Pmi italiane: diversity management o gestione delle diversità ?

di Alessia Valentini

Pubblicato 17 Aprile 2008
Aggiornato 12 Febbraio 2018 20:44

Quando si parla di “diversity management” in azienda, non sempre è facile comprendere di cosa si stia parlando. In realtà , si tratta di un concetto complesso, che va analizzato nella sua doppia accezione, positiva e negativa.

Per prima cosa va detto che la differenza fra “diversity management” e “gestione delle diversità ” non è immediata: quest’ultima, infatti, non riguarda ad esempio solo la categoria dei lavoratori diversamente abili ma abbraccia anche altre forme di gestione (come quella degli immigrati sul posto di lavoro) e di operato in azienda, e spesso con una valenza discriminante. In generale, però, è bene non dimenticare che implica una serie di adempimenti a norma di legge, che tutte le aziende dovrebbero rispettare.

Con “Diversity management”, invece, si intende qualcosa di più, dal momento che questo concetto tratta la valorizzazione delle differenze all’interno di un’azienda per consentire a tutti i dipendenti di realizzare un contributo pieno nel proprio lavoro, pur rispettando le singole differenze.

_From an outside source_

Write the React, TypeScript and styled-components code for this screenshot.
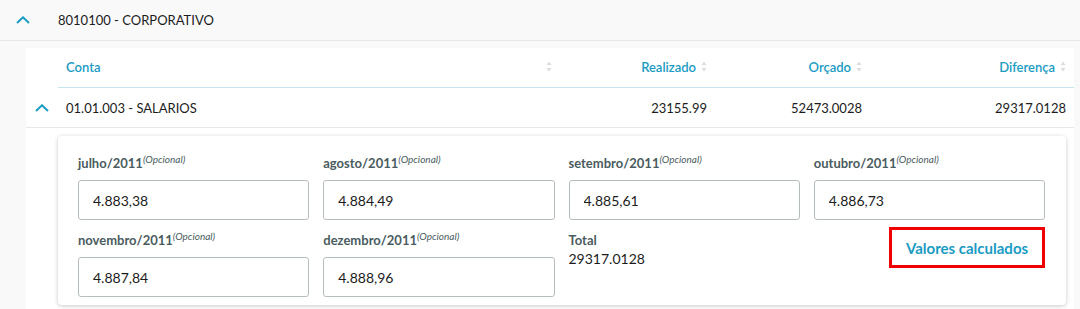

Tali differenze fra individui riguardano il genere origine etnica, background culturale, età , reddito, condizione familiare ed esperienza professionale.

Alcune grandi aziende italiane si sono dotate di programmi interni di diversity management per trarre vantaggio dalle differenze che caratterizzano ogni dipendente, potendo disporre dei necessari capitali per progetti interni come questo.

Lo scenario interno di una Pmi, invece, si presenta molto diverso. Questo perché, innanzitutto, non si dispone di ingenti cifre e di personale da dedicare allo sviluppo di un processo interno di cambiamento così importante. Spesso, poi, le Pmi non sono affatto organizzate per processi, tanto che implementarne uno nuovo viene considerato inutile.

Oltretutto, le Pmi sono spesso aziende di piccole dimensioni e in genere, in queste realtà , è possibile trattare la diversità  secondo buon senso, comprensione e fiducia, basandosi sulla profonda conoscenza reciproca come spesso accade nella aziende familiari, dove i collaboratori sono semplicemente parte della famiglia allargata!

Su queste tematiche, le Pmi sono parzialmente supportate dalla Commissione europea che ha pubblicato un piccolo vademecum per aiutare i piccoli imprenditori nella gestione delle diversità  fra dipendenti.

Anche in Italia sono presenti osservatori permanenti sul lavoro degli immigrati: ad esempio, la caritas diocesana, o l’osservatorio permanente di Veneto immigrazione forniscono dati sulla percentuale di stranieri che lavorano nel territorio italiano e nelle Pmi locali. Inoltre in Italia è presente il Laboratorio armonia che supporta le grandi e piccole aziende nell’introduzione di programmi di diversity management.